--- Objective ---
Transcribe the records that follow. Keep every word exactly, and drop the pictures.

--- Exercise material ---
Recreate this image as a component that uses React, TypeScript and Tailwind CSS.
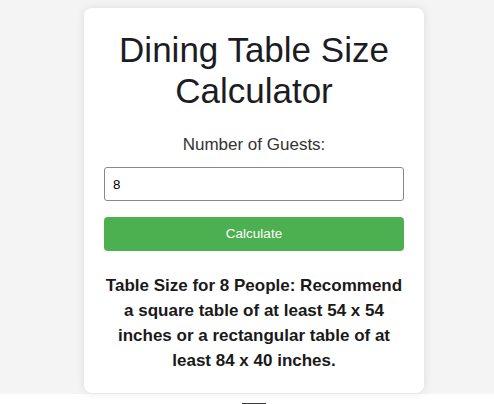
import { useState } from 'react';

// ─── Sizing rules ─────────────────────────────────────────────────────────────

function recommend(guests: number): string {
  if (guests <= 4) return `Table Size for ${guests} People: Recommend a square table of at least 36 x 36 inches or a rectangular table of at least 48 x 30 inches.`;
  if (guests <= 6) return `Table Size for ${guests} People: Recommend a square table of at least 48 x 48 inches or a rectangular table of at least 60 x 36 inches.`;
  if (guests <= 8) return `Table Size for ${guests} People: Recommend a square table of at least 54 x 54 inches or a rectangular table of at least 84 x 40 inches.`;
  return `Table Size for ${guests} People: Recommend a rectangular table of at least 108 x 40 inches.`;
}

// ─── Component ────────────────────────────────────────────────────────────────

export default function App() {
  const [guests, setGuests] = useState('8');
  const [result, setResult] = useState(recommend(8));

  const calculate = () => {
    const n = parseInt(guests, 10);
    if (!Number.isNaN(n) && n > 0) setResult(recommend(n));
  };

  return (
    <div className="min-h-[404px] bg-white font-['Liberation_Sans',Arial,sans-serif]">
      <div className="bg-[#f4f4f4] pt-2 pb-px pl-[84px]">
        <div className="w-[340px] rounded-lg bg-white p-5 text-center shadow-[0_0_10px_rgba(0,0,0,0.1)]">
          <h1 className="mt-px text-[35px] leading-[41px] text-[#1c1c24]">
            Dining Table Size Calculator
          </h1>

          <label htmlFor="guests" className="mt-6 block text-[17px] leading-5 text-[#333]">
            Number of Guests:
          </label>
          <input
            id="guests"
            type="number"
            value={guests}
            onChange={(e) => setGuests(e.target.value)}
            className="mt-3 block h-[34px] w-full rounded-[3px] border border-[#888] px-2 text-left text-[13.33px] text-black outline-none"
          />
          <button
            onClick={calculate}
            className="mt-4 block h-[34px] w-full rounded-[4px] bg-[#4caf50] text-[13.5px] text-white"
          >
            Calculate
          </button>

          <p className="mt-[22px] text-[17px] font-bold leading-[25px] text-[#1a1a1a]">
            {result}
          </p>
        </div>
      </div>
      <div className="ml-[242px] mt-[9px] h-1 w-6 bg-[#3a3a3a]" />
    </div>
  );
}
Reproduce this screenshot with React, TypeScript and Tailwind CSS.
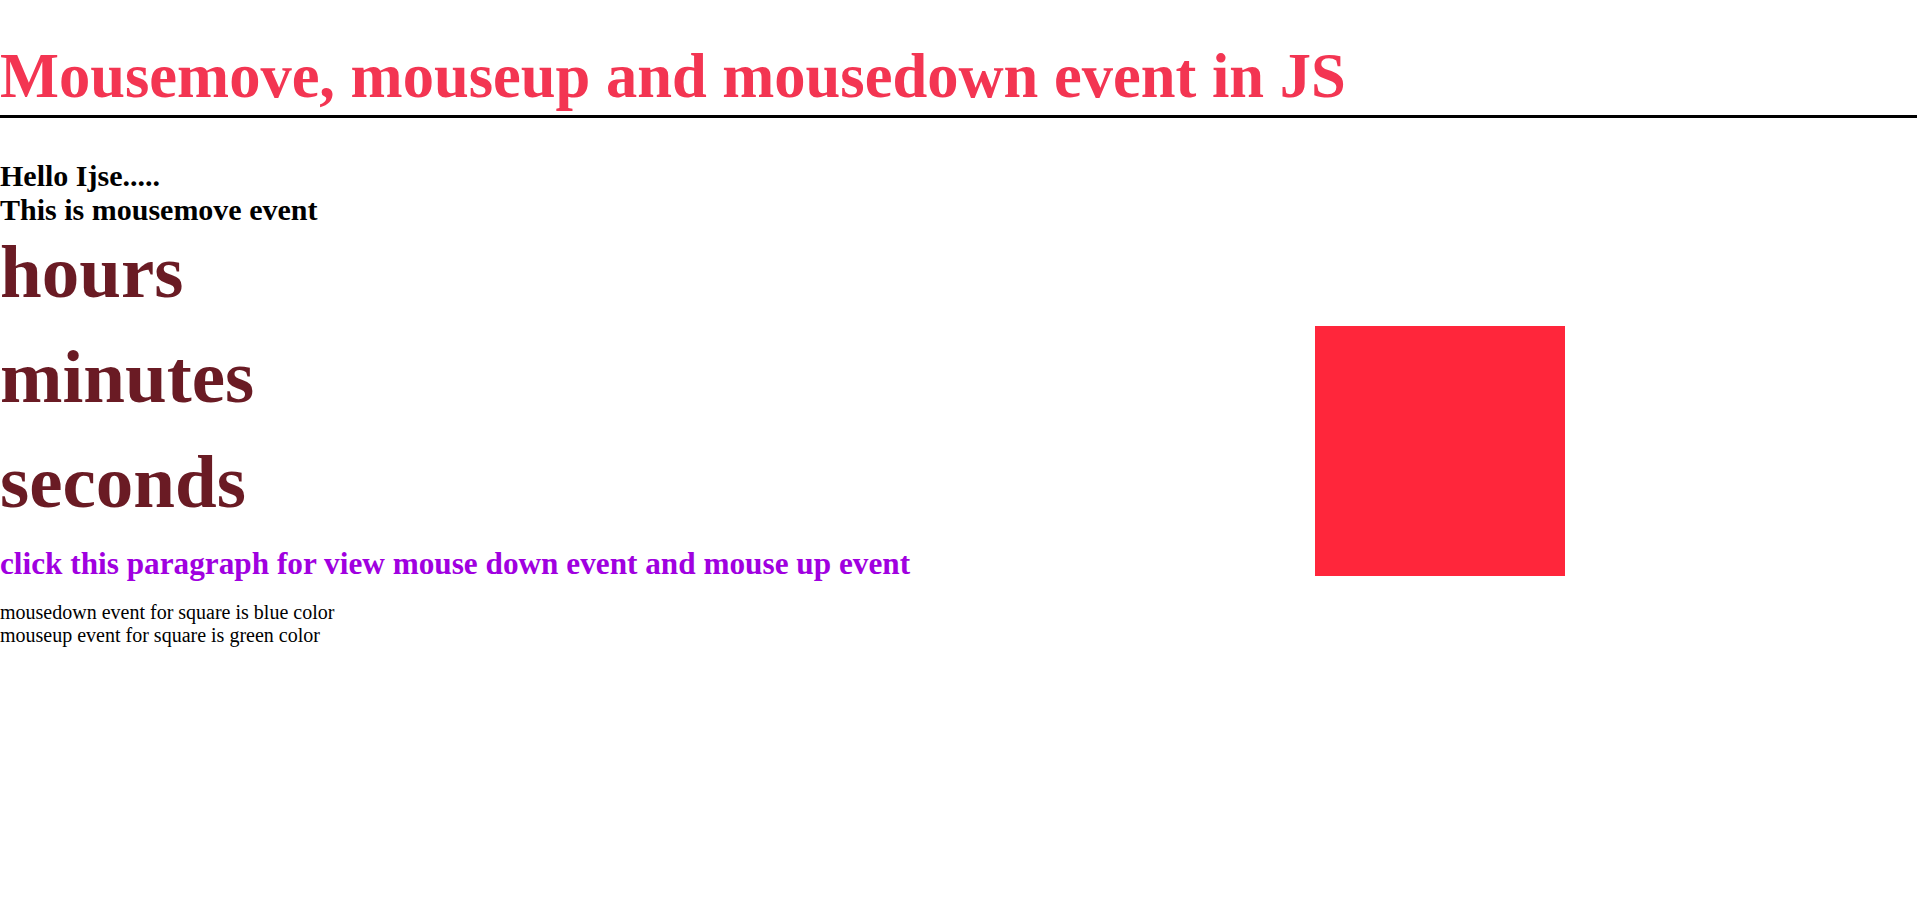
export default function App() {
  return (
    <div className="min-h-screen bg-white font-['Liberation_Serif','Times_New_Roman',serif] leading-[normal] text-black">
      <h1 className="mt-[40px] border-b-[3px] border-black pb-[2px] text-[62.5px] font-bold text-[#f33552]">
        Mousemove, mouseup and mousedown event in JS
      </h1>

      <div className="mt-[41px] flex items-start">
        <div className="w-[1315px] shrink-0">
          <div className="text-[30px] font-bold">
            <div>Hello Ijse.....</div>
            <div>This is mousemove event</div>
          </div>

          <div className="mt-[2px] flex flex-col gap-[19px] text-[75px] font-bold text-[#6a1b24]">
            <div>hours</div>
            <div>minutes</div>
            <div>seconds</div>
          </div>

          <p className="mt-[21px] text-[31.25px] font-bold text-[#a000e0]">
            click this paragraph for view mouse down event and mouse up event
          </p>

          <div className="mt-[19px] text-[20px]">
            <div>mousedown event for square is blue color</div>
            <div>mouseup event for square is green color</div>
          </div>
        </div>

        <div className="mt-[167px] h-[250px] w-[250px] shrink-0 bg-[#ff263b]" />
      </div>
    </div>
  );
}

--- Written response ---
Recreate this image as a component that uses React, TypeScript and Tailwind CSS.
import { useState } from 'react';

// ─── Sizing rules ─────────────────────────────────────────────────────────────

function recommend(guests: number): string {
  if (guests <= 4) return `Table Size for ${guests} People: Recommend a square table of at least 36 x 36 inches or a rectangular table of at least 48 x 30 inches.`;
  if (guests <= 6) return `Table Size for ${guests} People: Recommend a square table of at least 48 x 48 inches or a rectangular table of at least 60 x 36 inches.`;
  if (guests <= 8) return `Table Size for ${guests} People: Recommend a square table of at least 54 x 54 inches or a rectangular table of at least 84 x 40 inches.`;
  return `Table Size for ${guests} People: Recommend a rectangular table of at least 108 x 40 inches.`;
}

// ─── Component ────────────────────────────────────────────────────────────────

export default function App() {
  const [guests, setGuests] = useState('8');
  const [result, setResult] = useState(recommend(8));

  const calculate = () => {
    const n = parseInt(guests, 10);
    if (!Number.isNaN(n) && n > 0) setResult(recommend(n));
  };

  return (
    <div className="min-h-[404px] bg-white font-['Liberation_Sans',Arial,sans-serif]">
      <div className="bg-[#f4f4f4] pt-2 pb-px pl-[84px]">
        <div className="w-[340px] rounded-lg bg-white p-5 text-center shadow-[0_0_10px_rgba(0,0,0,0.1)]">
          <h1 className="mt-px text-[35px] leading-[41px] text-[#1c1c24]">
            Dining Table Size Calculator
          </h1>

          <label htmlFor="guests" className="mt-6 block text-[17px] leading-5 text-[#333]">
            Number of Guests:
          </label>
          <input
            id="guests"
            type="number"
            value={guests}
            onChange={(e) => setGuests(e.target.value)}
            className="mt-3 block h-[34px] w-full rounded-[3px] border border-[#888] px-2 text-left text-[13.33px] text-black outline-none"
          />
          <button
            onClick={calculate}
            className="mt-4 block h-[34px] w-full rounded-[4px] bg-[#4caf50] text-[13.5px] text-white"
          >
            Calculate
          </button>

          <p className="mt-[22px] text-[17px] font-bold leading-[25px] text-[#1a1a1a]">
            {result}
          </p>
        </div>
      </div>
      <div className="ml-[242px] mt-[9px] h-1 w-6 bg-[#3a3a3a]" />
    </div>
  );
}
Reproduce this screenshot with React, TypeScript and Tailwind CSS.
export default function App() {
  return (
    <div className="min-h-screen bg-white font-['Liberation_Serif','Times_New_Roman',serif] leading-[normal] text-black">
      <h1 className="mt-[40px] border-b-[3px] border-black pb-[2px] text-[62.5px] font-bold text-[#f33552]">
        Mousemove, mouseup and mousedown event in JS
      </h1>

      <div className="mt-[41px] flex items-start">
        <div className="w-[1315px] shrink-0">
          <div className="text-[30px] font-bold">
            <div>Hello Ijse.....</div>
            <div>This is mousemove event</div>
          </div>

          <div className="mt-[2px] flex flex-col gap-[19px] text-[75px] font-bold text-[#6a1b24]">
            <div>hours</div>
            <div>minutes</div>
            <div>seconds</div>
          </div>

          <p className="mt-[21px] text-[31.25px] font-bold text-[#a000e0]">
            click this paragraph for view mouse down event and mouse up event
          </p>

          <div className="mt-[19px] text-[20px]">
            <div>mousedown event for square is blue color</div>
            <div>mouseup event for square is green color</div>
          </div>
        </div>

        <div className="mt-[167px] h-[250px] w-[250px] shrink-0 bg-[#ff263b]" />
      </div>
    </div>
  );
}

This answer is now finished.